徒然なるお仕事

8月31日オンナ、30年変わらず【徒然なるお仕事】


んっあ〜、バタバタでした。まさに8月31日、夏休み最後の日に、幾つも重なった〆切を終えて、スッキリした夜を迎えておりまする。思えば小学生の頃から8月31日の夜は地獄だった。溜まりに溜まった宿題をやらなくちゃと言いながら、お尻に火がつくのが29日くらい。そこから3日間はラジオ体操にも行かず、プールにも行かず、ひたすら勉強机に向かって宿題を体裁だけ整えるというインチキをやっていたものだ。
ややこしいのが夏休み一研究なるものだった。今の子供たちもそうだと思うんだけど、夏休みの間にひとつテーマを決めて、それについて研究してまとめあげるというもの。忘れもしないのが中学2年生の夏休みの一研究だった。私はお絵描きが好きだったので、喜怒哀楽の4つの感情を絵と文章にし、パネルに仕上げるという研究を選んだ(今思えば、それって広告じゃん!)。ところが、である。8月31日の夕方になっても、喜怒哀楽の4枚のパネルは用意してあったが、絵が一枚も仕上がっていなかった。「明日は始業式だしぃ〜、明後日くらいまでに作ればなんとかなるっしょ」と思っていたのだ。
運悪く、その日は父の帰宅が早かった。晩酌をしながら父がなにげなく「そういえば一研究って何やったんだっけ?」と聞いてきたのである。正直に何も出来ていないことを告白すると、父は烈火の如く怒った。飲んでいたお酒も食事もそっちのけで、お説教が始まってしまった。たとえ内容が貧弱だろうと、期日を守るということが世の中で一番大事なのだと。人間すべての人に与えられた時間は一日24時間だと。それは天皇陛下だってジュリー(当時私はジュリーのファンだった)だって同じだと。こんこんと説教されてしまった。父の言うことはいちいちごもっともだったので、しくしくと涙を流しながら下を向く私。

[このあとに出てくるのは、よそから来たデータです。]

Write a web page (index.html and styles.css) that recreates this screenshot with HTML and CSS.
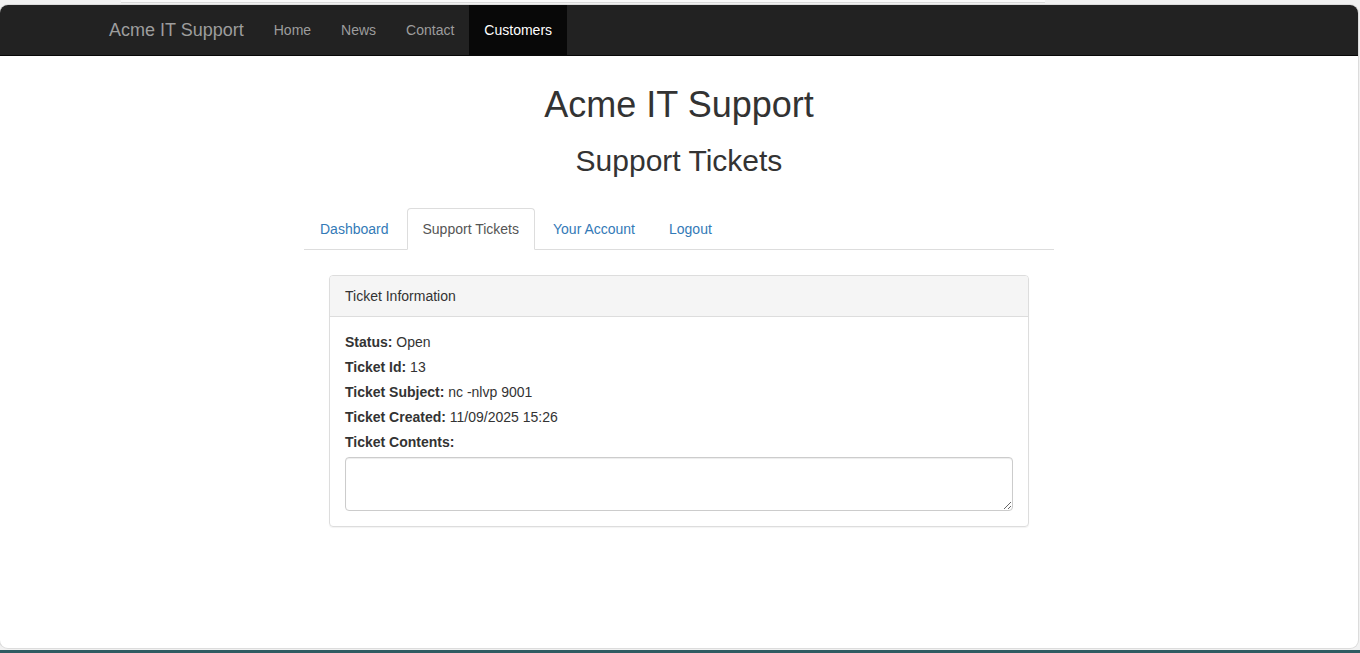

お説教が終わったのは20時くらいになっていただろうか。父は食事もろくにしないまま、私のパネル作りを手伝い始めてくれた。そこからおよそ3時間あまり、4枚のパネルはかなり貧相な仕上がりではあったものの、とりあえず体裁が整い、無事に上からビニールを貼って完成した。怒られたショックとギリギリでやり遂げた感の両方で、その夜はほとんど眠れず、翌朝、目をパンパンに腫らしたまま学校へ。
いつもの始業式なら、なんとなく挨拶して学校集会して終わりのはずなのに、その日に限って担任の先生は夏休み一研究を提出しろと言うではありませんか!同級生たちのほとんどが、やはり一研究は完成しておらず、学校に持ってきていなかった。完成させて持っていったのは、私ともう一人(この彼女は成績も良い優等生)だけだったのである。先生は壇上で昨夜の父とまったく同じ事を言った。そして「一研究はクラスの中で一番優れた内容の生徒を発表することになっているけど、今年に関しては内容を見るまでもなく、コンドウさんとFさんに決まりだな」ですと!!!!!


この後しばらくは父に頭が上がらなかったなぁ。30年たった今では、そんなことはころっと忘れて、チクチクと父をいじめる側にまわっているのだけれどね。毎年8月31日になると、父が畳にへばりつくようにしてパネルを丁寧に貼ってくれる様子を思い出すのである。文章を書く仕事についてからも、〆切だけは必ず守るというのが私の中の最低限のルールになっている。今までに〆切を黙って破ったことは、多分一度もない(もしもあったらごめんなさい)。これも8月31日の教訓が生きているのかなぁ・・・。だとしたら父に感謝しなくちゃ。


というわけで、1週間はほとんど家に籠る日々だった。さりとて買い物に行く時間も作る余裕もなかったため、冷蔵庫にある保存食でつないでいた。冒頭の写真はその保存食を入れている容器。大好きな作り手のスティルトンの陶器が保存食入れになっている。


こっちはショウガの甘酢漬け。
新ショウガの季節に多めに買って、ひたすらみじん切りし、
それを甘酢に漬け込んだもの。
ご飯にのっけるだけで、美味しくて体に良いおかずになります。


こっちは自家製の梅干し。
大きな南高梅を一日一個食べれば、夏バテ知らずです。
昆布と蜂蜜を使ってほんのり甘く。
低塩なので冷蔵庫で保存してます。


原稿〆切の山を終えて一区切りした今夜は、
足長おじさま&足長おばさまが、美味しいお店に連れていってくれました。
長い粗食に耐えた後の舌は、びっくりするほど敏感になっている。
今夜のお吸い物は出汁の味がすごぉ〜くよく分かりました。
こういう喜びがあるから、粗食っていいなぁと思えるわけです。